What this task involves: Find every line of the listing below where "full" appears, and copy it.
===== Material =====
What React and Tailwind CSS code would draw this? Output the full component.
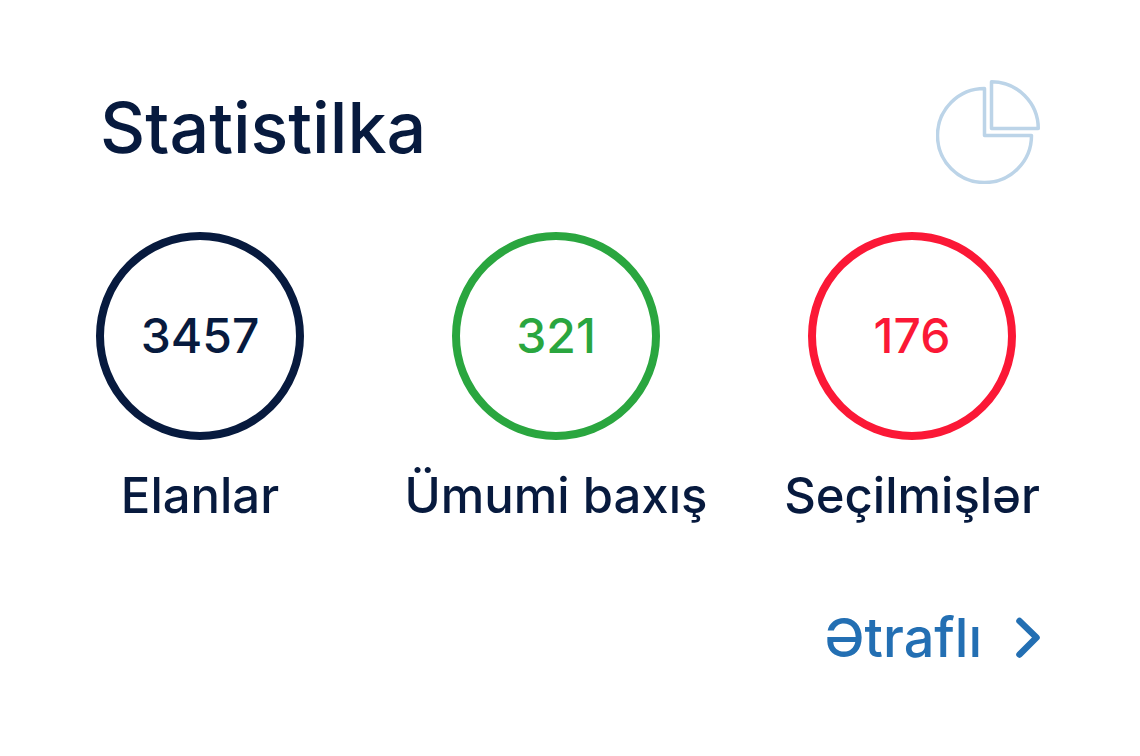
const stats = [
  { value: '3457', label: 'Elanlar', ring: 'border-[#071a3e] text-[#071a3e]' },
  { value: '321', label: 'Ümumi baxış', ring: 'border-[#2aa63f] text-[#2aa63f]' },
  { value: '176', label: 'Seçilmişlər', ring: 'border-[#fb1836] text-[#fb1836]' },
];

function PieIcon() {
  return (
    <svg width="104" height="104" viewBox="0 0 104 104" fill="none" stroke="#bcd4e8" strokeWidth="3.5" strokeLinejoin="round" aria-hidden="true">
      <path d="M48.500 8.500A47 47 0 1 0 95.500 55.500H48.500Z" />
      <path d="M55.500 1.750A46.750 46.750 0 0 1 102.250 48.500H55.500Z" />
    </svg>
  );
}

export default function App() {
  return (
    <main className="min-h-screen bg-white pt-20 pr-[100px] pb-16 pl-24 font-['Inter',sans-serif] font-medium text-[#071a3e]">
      <header className="flex items-start justify-between">
        <h1 className="pt-1 pl-1 text-[70px] leading-[88px]">Statistilka</h1>
        <PieIcon />
      </header>
      <ul className="mt-12 mr-6 flex justify-between">
        {stats.map((s) => (
          <li key={s.label} className="flex w-[208px] flex-col items-center">
            <strong className={`flex size-[208px] items-center justify-center rounded-full border-8 text-[48px] font-medium ${s.ring}`}>
              {s.value}
            </strong>
            <span className="mt-6 text-[49px] leading-16 whitespace-nowrap">{s.label}</span>
          </li>
        ))}
      </ul>
      <footer className="mt-[78px] flex justify-end">
        <a href="#details" className="flex items-center gap-8 text-[54px] leading-16 text-[#236fb3]">
          Ətraflı
          <svg width="26" height="42" viewBox="0 0 26 42" fill="none" stroke="currentColor" strokeWidth="6.5" strokeLinecap="round" strokeLinejoin="round" aria-hidden="true">
            <path d="M5.500 4L22.500 20.500L5.500 37.500" />
          </svg>
        </a>
      </footer>
    </main>
  );
}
=====
The reply:
What React and Tailwind CSS code would draw this? Output the full component.
            <strong className={`flex size-[208px] items-center justify-center rounded-full border-8 text-[48px] font-medium ${s.ring}`}>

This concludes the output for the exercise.